The loss restriction event rules are intended to limit trust loss-trading transactions that typically involve the arm’s-length acquisition of an interest in a trust that has unused losses in order to set off those losses against the acquiror’s future income. Previously, only a corporation was subject to rules that constrain loss trading; section 251.2 extends similar rules to trusts. According to the 2013 budget, the loss restriction event rules are not intended to apply to typical transactions that involve changes in a family trust’s beneficiaries due to the continuity-of-ownership rules (but the comment implies that some typical transactions will trigger a loss restriction event). Moreover, the budget said that the result reflected appropriate tax policy. A number of mechanisms in section 251.2 prevent loss restriction events from applying when a family member becomes a trust beneficiary, and they are thus in keeping with that tax policy. One exception applies if the new beneficiary was a deemed majority-interest beneficiary before he or she actually acquired a trust interest.

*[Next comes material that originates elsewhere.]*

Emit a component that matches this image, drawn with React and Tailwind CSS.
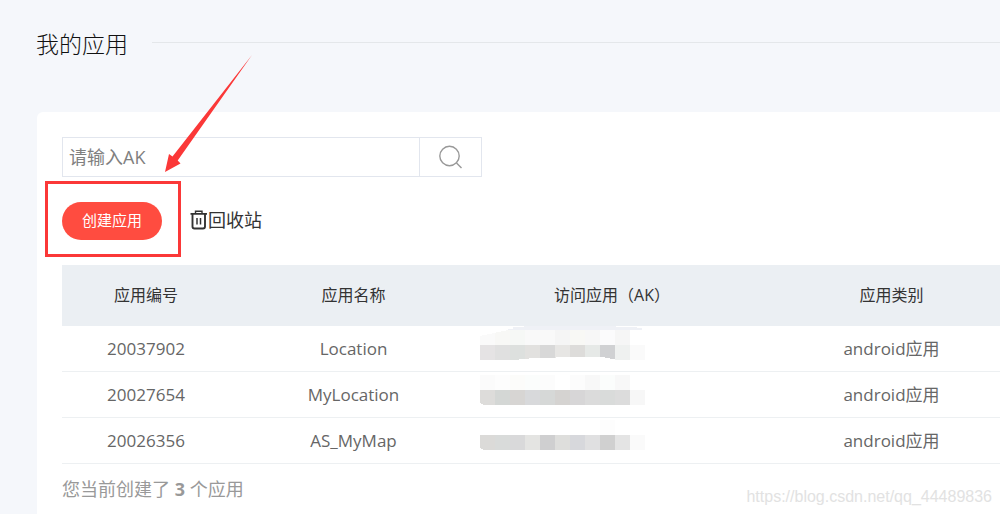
import React from "react";

const apps = [
  {
    id: "20037902",
    name: "Location",
    type: "android应用",
    mask: {
      y: 4,
      top: ["#fafafa", "#f8f8f6", "#f6f8f6", "#f9f9f9", "#f9f9f9", "#f5f5f5", "#f8f8f5", "#f7f7f7", "#fbfbfc", "#f6f6f6", "#ffffff"],
      bottom: ["#e5e3e4", "#e0e0e0", "#dde0de", "#e2e1df", "#d8d8d8", "#e7e6e4", "#dddcda", "#e6e9e7", "#d0d1d3", "#eff1f0", "#fafafa"],
    },
  },
  {
    id: "20027654",
    name: "MyLocation",
    type: "android应用",
    mask: {
      y: 3,
      top: ["#fbfbfb", "#fdfdfd", "#fcfcfa", "#fbfdfc", "#fcfcfc", "#ffffff", "#fcfcfc", "#f8f8f8", "#fbfdfc", "#f8f8f8", "#ffffff"],
      bottom: ["#dddcda", "#d4d7d5", "#d7d5d3", "#d8d9db", "#d6d8d7", "#d5d3d1", "#d7d6d7", "#dbdbdb", "#d9dbda", "#dcdcdc", "#f7f7f7"],
    },
  },
  {
    id: "20026356",
    name: "AS_MyMap",
    type: "android应用",
    mask: {
      y: 2,
      top: ["#ffffff", "#ffffff", "#ffffff", "#ffffff", "#ffffff", "#ffffff", "#ffffff", "#ffffff", "#fdfdfd", "#ffffff", "#ffffff"],
      bottom: ["#dbdad8", "#d9dbda", "#d9d9da", "#e4e4e2", "#cfcfd0", "#dededc", "#d7d8dc", "#e0e0e1", "#d0d0d0", "#e4e4e4", "#fafafa"],
    },
  },
];

function MaskedKey({ mask, first }) {
  return (
    <svg width="165" height="36" viewBox="0 0 165 36" className="block" shapeRendering="crispEdges" role="img" aria-label="AK">
      {first && <path d="M28 4V3H33V1H44V0H136V1H157V2H162V4Z" fill="#eff1f6" />}
      {mask.top.map((c, i) => (
        <rect key={i} x={i * 15} y={mask.y} width="15" height="15" fill={c} />
      ))}
      {first && <path d="M0 4H28L0 10Z" fill="#fff" />}
      {mask.bottom.map((c, i) => (
        <rect key={i} x={i * 15} y={mask.y + 15} width="15" height="15" fill={c} />
      ))}
      {first ? (
        <path d="M39 34V33H49V32H76V31H125V32H130V33H135V34Z" fill="#fff" />
      ) : (
        <path d="M0 28H1V29H3V30H0Z" transform={`translate(0 ${mask.y})`} fill="#fff" />
      )}
    </svg>
  );
}

function TrashIcon() {
  return (
    <svg width="18" height="20" viewBox="0 0 18 20" fill="none" stroke="#333" aria-hidden="true">
      <path d="M0.500 3.800H17" strokeWidth="1.800" />
      <path d="M5.500 3.500V1.200H12V3.500" strokeWidth="1.400" />
      <path d="M2.500 4V16.500Q2.500 18.500 4.500 18.500H13Q15 18.500 15 16.500V4" strokeWidth="1.900" />
      <path d="M7 8V14.500M10.500 8V14.500" strokeWidth="1.500" />
    </svg>
  );
}

export default function App() {
  return (
    <div className="relative min-h-screen overflow-hidden bg-[#f5f7fb] pl-9 font-['Open_Sans','Noto_Sans_CJK_SC',sans-serif] text-[#333]">
      <header className="flex h-28 items-start pt-6">
        <h1 className="text-[23px] leading-10 font-light text-[#111]">我的应用</h1>
        <div className="mt-[18px] ml-6 h-px flex-1 bg-[#e4e7ea]" />
      </header>

      <main className="ml-px overflow-hidden rounded-tl-md bg-white pt-[25px] pb-3 pl-[25px]">
        <form className="flex h-10 w-[420px] border border-[#e2e6ee]" onSubmit={(e) => e.preventDefault()}>
          <input
            aria-label="AK"
            placeholder="请输入AK"
            className="min-w-0 flex-1 px-1.5 text-lg outline-none placeholder:text-[#808080]"
          />
          <button type="submit" aria-label="搜索" className="flex w-[62px] items-center justify-center border-l border-[#e2e6ee]">
            <svg width="24" height="24" viewBox="0 0 24 24" fill="none" stroke="#999" strokeWidth="1.400" aria-hidden="true">
              <circle cx="10.500" cy="11" r="9.700" />
              <path d="M17.500 18L22.500 23" />
            </svg>
          </button>
        </form>

        <div className="flex items-center gap-7 pt-[25px] pb-[25px]">
          <button type="button" className="h-[38px] w-[100px] rounded-full bg-[#ff4c40] pb-px text-[15px] text-white">
            创建应用
          </button>
          <a href="#recycle" className="flex items-center pb-0.5 text-lg">
            <TrashIcon />
            <span>回收站</span>
          </a>
        </div>

        <table className="w-full min-w-[974px] table-fixed border-separate border-spacing-0 text-center">
          <colgroup>
            <col className="w-[168px]" />
            <col className="w-[247px]" />
            <col className="w-[270px]" />
            <col />
          </colgroup>
          <thead>
            <tr className="h-[61px] bg-[#ebeff3] text-base">
              <th className="p-0 pb-0.5 font-normal">应用编号</th>
              <th className="p-0 pb-0.5 font-normal">应用名称</th>
              <th className="p-0 pb-0.5 font-normal">访问应用（AK）</th>
              <th className="p-0 pb-0.5 font-normal">应用类别</th>
            </tr>
          </thead>
          <tbody>
            {apps.map((app, i) => (
              <tr key={app.id} className="h-[46px] text-[17px] text-[#666]">
                <td className="border-b border-[#edf0f2] p-0">{app.id}</td>
                <td className="border-b border-[#edf0f2] p-0">{app.name}</td>
                <td className="border-b border-[#edf0f2] p-0 pl-[3px] align-top">
                  <MaskedKey mask={app.mask} first={i === 0} />
                </td>
                <td className="border-b border-[#edf0f2] p-0">{app.type}</td>
              </tr>
            ))}
          </tbody>
        </table>

        <p className="pt-[11px] text-lg text-[#999]">
          您当前创建了 <b className="font-bold">3</b> 个应用
        </p>
      </main>

      <div className="absolute top-[181px] left-[45px] h-[76px] w-[136px] border-3 border-[#fb3838]" />
      <svg className="absolute top-[54px] left-[164px]" width="90" height="120" viewBox="0 0 90 120" aria-hidden="true">
        <path d="M88 1L13.700 106.500L16.500 109.500L1 118L5 100L8.500 102.500Z" fill="#fb3838" />
      </svg>
      <span className="absolute right-2 bottom-1.5 font-['Liberation_Sans',sans-serif] text-base text-[#e2e2e2]">
        https://blog.csdn.net/qq_44489836
      </span>
    </div>
  );
}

Under subsection 251.1(3), a non-beneficiary may nonetheless be deemed to be a majority-interest beneficiary: the term’s definition is fulfilled if the person meets the required ownership of actual (if any) and attributed (from affiliated persons) ownership of income and capital interests, which have an FMV greater than 50 percent of all trust interests. The phrase "if any” in subsection 251.1(3) appears to permit a non-beneficiary to qualify as a majority-interest beneficiary if he or she is affiliated with persons who hold sufficient trust interests to surpass the 50 percent FMV threshold.

In TI 2014-0534841C6 (October 10, 2014), the taxpayer’s wife had an income interest that represented more than 50 percent of all income interests. The CRA concluded that because the taxpayer was affiliated with his wife, he was thus a majority-interest beneficiary even though he actually held no trust interest. The CRA said that the definition of "majority-interest beneficiary” is substantially similar to the definition of "majority-interest partner”: a majority-interest partner need not be a partner, and thus a majority-interest beneficiary need not be a trust beneficiary.

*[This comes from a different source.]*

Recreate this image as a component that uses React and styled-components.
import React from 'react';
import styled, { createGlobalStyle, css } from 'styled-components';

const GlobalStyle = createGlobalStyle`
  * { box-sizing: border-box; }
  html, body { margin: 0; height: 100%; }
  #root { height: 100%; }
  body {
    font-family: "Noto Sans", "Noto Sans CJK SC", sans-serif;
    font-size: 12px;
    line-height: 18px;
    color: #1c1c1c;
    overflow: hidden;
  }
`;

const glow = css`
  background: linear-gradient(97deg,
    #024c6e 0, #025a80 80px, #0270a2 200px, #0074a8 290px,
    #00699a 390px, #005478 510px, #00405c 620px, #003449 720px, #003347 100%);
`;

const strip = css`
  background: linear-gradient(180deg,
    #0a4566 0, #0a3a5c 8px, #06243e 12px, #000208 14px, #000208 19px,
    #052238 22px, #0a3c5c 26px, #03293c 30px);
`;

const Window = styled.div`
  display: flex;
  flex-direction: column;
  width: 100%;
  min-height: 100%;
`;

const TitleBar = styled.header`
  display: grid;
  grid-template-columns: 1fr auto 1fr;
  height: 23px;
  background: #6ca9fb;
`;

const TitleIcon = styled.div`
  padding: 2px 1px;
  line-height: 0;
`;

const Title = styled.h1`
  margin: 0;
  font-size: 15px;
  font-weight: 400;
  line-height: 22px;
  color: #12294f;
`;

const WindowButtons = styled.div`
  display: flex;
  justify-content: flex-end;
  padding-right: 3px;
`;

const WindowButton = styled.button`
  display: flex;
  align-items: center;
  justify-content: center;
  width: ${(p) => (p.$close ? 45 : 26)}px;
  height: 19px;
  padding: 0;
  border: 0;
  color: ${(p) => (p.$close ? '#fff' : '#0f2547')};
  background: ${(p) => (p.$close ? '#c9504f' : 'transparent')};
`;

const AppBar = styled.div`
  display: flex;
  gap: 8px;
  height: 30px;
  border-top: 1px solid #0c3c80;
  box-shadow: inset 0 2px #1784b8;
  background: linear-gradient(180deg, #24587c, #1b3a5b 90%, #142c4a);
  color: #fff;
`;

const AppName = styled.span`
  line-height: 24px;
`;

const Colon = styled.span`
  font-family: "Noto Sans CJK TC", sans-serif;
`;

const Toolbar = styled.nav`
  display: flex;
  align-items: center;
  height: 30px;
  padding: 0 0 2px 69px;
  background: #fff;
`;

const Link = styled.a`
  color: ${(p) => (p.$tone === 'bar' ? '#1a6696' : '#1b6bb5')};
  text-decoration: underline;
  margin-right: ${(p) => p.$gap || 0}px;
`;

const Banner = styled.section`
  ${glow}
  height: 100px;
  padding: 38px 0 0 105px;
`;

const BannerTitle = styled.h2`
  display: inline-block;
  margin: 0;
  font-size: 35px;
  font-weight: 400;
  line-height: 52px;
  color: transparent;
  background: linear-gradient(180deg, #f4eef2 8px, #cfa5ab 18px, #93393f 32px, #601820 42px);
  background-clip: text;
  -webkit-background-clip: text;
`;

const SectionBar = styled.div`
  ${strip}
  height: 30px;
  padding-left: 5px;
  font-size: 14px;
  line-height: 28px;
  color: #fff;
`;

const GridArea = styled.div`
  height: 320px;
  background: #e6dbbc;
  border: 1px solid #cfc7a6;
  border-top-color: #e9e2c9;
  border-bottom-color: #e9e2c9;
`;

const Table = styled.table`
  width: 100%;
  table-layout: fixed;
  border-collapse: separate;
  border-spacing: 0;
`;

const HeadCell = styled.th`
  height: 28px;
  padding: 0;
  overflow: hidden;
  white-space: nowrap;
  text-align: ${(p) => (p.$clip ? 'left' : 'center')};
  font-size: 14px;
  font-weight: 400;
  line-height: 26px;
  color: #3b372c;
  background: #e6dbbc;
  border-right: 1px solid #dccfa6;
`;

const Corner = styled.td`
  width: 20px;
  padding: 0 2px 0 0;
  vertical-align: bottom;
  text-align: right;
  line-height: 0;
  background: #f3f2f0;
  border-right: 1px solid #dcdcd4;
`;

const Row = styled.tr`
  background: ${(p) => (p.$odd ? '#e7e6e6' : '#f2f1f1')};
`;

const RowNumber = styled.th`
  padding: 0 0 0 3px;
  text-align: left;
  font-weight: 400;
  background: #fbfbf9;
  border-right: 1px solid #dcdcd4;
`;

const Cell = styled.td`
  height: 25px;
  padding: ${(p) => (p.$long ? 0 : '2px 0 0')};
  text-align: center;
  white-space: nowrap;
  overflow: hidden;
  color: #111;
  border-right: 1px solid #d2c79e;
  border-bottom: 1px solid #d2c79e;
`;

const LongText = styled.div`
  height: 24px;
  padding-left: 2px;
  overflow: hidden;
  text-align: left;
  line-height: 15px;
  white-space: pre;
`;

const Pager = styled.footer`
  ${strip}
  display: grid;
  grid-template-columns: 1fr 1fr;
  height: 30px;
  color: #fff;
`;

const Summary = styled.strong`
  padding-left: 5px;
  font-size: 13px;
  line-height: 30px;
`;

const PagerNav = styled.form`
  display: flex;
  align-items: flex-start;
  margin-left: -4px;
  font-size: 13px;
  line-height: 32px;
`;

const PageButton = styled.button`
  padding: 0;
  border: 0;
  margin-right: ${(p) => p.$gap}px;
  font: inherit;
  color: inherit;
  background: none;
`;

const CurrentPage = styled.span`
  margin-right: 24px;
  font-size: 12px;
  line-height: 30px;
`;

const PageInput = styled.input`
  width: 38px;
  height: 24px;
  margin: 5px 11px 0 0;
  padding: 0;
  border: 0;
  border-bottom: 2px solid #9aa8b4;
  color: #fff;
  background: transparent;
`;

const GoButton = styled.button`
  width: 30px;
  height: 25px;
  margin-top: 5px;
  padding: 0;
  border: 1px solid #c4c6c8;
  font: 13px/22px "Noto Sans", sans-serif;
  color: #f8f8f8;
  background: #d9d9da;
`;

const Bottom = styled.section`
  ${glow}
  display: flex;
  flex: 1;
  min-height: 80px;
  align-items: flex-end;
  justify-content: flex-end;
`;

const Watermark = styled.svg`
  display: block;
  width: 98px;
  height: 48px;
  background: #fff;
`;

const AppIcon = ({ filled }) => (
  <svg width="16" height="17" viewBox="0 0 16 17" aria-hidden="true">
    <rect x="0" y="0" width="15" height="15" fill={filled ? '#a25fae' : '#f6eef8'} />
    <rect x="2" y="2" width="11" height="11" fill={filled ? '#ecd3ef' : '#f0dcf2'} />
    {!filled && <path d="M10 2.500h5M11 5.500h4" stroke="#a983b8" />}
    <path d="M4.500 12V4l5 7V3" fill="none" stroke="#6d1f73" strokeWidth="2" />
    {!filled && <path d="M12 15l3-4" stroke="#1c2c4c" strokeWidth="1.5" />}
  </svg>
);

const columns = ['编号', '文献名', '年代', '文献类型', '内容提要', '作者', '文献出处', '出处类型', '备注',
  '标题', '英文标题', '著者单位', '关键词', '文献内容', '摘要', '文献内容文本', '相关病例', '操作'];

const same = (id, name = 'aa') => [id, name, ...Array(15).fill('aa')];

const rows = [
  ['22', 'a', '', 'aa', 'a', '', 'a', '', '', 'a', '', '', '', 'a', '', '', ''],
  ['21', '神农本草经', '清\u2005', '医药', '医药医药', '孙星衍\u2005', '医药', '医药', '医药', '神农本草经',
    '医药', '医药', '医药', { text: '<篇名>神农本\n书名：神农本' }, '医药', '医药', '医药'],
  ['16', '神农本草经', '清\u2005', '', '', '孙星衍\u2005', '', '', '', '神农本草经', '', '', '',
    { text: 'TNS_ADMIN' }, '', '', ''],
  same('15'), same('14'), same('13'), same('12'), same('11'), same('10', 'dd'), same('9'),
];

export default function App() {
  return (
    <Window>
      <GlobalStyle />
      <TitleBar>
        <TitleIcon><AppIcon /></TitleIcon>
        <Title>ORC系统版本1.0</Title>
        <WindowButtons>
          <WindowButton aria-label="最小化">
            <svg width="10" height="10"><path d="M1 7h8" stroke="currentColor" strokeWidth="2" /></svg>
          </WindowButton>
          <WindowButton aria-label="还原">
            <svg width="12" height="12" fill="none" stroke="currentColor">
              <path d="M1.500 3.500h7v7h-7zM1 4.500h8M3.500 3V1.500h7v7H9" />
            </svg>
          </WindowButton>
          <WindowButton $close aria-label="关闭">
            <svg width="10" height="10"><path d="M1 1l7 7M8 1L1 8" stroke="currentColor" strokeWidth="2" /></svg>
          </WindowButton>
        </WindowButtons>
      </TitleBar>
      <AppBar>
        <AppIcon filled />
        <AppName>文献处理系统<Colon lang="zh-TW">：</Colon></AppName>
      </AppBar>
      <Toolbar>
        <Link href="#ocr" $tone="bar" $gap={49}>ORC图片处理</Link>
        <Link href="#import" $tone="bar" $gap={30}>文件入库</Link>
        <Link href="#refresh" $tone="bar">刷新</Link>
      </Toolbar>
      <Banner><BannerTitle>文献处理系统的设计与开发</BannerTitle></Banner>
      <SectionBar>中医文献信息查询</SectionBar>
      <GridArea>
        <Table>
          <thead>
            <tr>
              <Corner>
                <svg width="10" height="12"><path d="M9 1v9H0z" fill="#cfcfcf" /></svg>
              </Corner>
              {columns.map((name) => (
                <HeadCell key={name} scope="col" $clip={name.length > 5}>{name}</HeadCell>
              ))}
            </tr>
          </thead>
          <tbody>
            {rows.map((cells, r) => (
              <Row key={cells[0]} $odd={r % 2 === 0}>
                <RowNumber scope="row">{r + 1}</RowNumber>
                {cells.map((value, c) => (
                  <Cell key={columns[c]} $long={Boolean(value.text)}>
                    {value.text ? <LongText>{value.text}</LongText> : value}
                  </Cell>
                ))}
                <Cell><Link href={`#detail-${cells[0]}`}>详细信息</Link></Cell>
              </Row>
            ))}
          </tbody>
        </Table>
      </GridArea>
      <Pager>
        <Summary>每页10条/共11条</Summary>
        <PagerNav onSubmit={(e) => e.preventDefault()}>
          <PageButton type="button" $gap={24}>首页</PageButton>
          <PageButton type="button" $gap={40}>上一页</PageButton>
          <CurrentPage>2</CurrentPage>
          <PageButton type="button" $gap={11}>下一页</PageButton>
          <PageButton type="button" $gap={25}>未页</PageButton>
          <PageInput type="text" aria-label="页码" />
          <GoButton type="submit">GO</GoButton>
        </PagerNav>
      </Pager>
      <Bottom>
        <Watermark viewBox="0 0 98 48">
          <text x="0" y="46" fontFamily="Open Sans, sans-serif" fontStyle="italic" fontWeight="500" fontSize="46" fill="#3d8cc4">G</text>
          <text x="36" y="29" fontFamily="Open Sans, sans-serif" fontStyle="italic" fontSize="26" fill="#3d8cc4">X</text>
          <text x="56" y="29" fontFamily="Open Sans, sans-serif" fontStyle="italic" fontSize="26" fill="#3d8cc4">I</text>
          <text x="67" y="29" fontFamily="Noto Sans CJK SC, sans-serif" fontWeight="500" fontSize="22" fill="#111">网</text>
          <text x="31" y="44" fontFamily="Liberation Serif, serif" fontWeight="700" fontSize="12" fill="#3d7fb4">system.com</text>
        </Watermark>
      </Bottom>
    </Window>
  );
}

The TI’s conclusion indicates that if the husband became an actual beneficiary, a loss restriction event should not be triggered—regardless of the nature of interest acquired by the husband—because he was already a majority-interest beneficiary. This conclusion should apply whenever two persons are affiliated, including natural persons connected by blood relationship, marriage or common-law partnership, or adoption (the expanded meaning of "affiliated” in subparagraph 251.2(5)(a)(ii)).

Assume that a trust beneficiary holds more than 50 percent of the trust’s income or capital interests. The following persons are affiliated with that beneficiary, and each is a majority-interest beneficiary for the purpose of the loss restriction rules, even if any of them is not actually a trust beneficiary: (1) a child and grandchild and a spouse of either of them; (2) a parent and a grandparent; (3) a sibling and his or her spouse; (4) a spouse and his or her parent, grandparent, and sibling; and (5) a corporation controlled by the beneficiary or by his or her spouse.

Assume that a majority-interest beneficiary who actually owns more than 50 percent of a trust’s income interests has a child who later becomes an actual majority-interest beneficiary by acquiring ownership of more than 50 percent of the trust’s capital interests. The child’s becoming an actual majority-interest beneficiary is not a loss restriction event, because the child was already a deemed majority-interest beneficiary by virtue of the parent’s being an actual majority-interest beneficiary. In the absence of the saving provision in subparagraph 251.2(3)(a)(ii), however, the child’s becoming an actual majority-interest beneficiary may result in another person’s becoming a deemed majority-interest beneficiary.

Further assume that the child has a brother-in-law who is not affiliated with the parent but is affiliated with the child by a marital connection (subparagraph 251.2(5)(a)(ii)). The brother-in-law becomes a deemed majority-interest beneficiary when the child acquires more than 50 percent of the capital interests in the trust, but the brother-in-law’s becoming a deemed majority-interest beneficiary does not trigger a loss restriction event. For that purpose, a person is deemed not to have become a majority-interest beneficiary only because a person previously affiliated with the trust (for example, a majority-interest beneficiary thereof) acquired a trust income or capital interest (subparagraph 251.2(3)(a)(ii)). The child was already a deemed majority-interest beneficiary, and thus was already affiliated with the trust when he or she became an actual beneficiary.

These examples show that it is critical that a non-beneficiary be able to qualify as a majority-interest beneficiary in order to protect a family trust from loss restriction events and to ensure that section 251.2 properly reflects its underlying tax policy.

After this article was written, Finance issued a comfort letter dated December 23, 2014 confirming its agreement with TI 2014-0534841C6: under the current legislation, a non-beneficiary is nonetheless a majority-interest beneficiary of the trust if that person is affiliated with another person who is a majority-interest beneficiary of the trust. However, Finance is prepared to recommend an amendment to provide that for the purposes of the loss restriction event rules, a majority-interest beneficiary of a trust, at any time, means a person or partnership that is at that time both a beneficiary (including any person who is "beneficially interested” in the trust under subsection 248(25)) and a majority-interest beneficiary of the trust. The comfort letter did not identify the exact policy concern behind the contemplated amendment. Furthermore, it is not clear to what extent the amendment would affect family trusts, because the term "beneficially interested” is extremely broad. Many family members who do not have any interest in the trust would still be deemed to be beneficially interested in the trust under paragraph 248(25)(b). Given these uncertainties, it is likely that there will be further development of section 251.2 in the near future.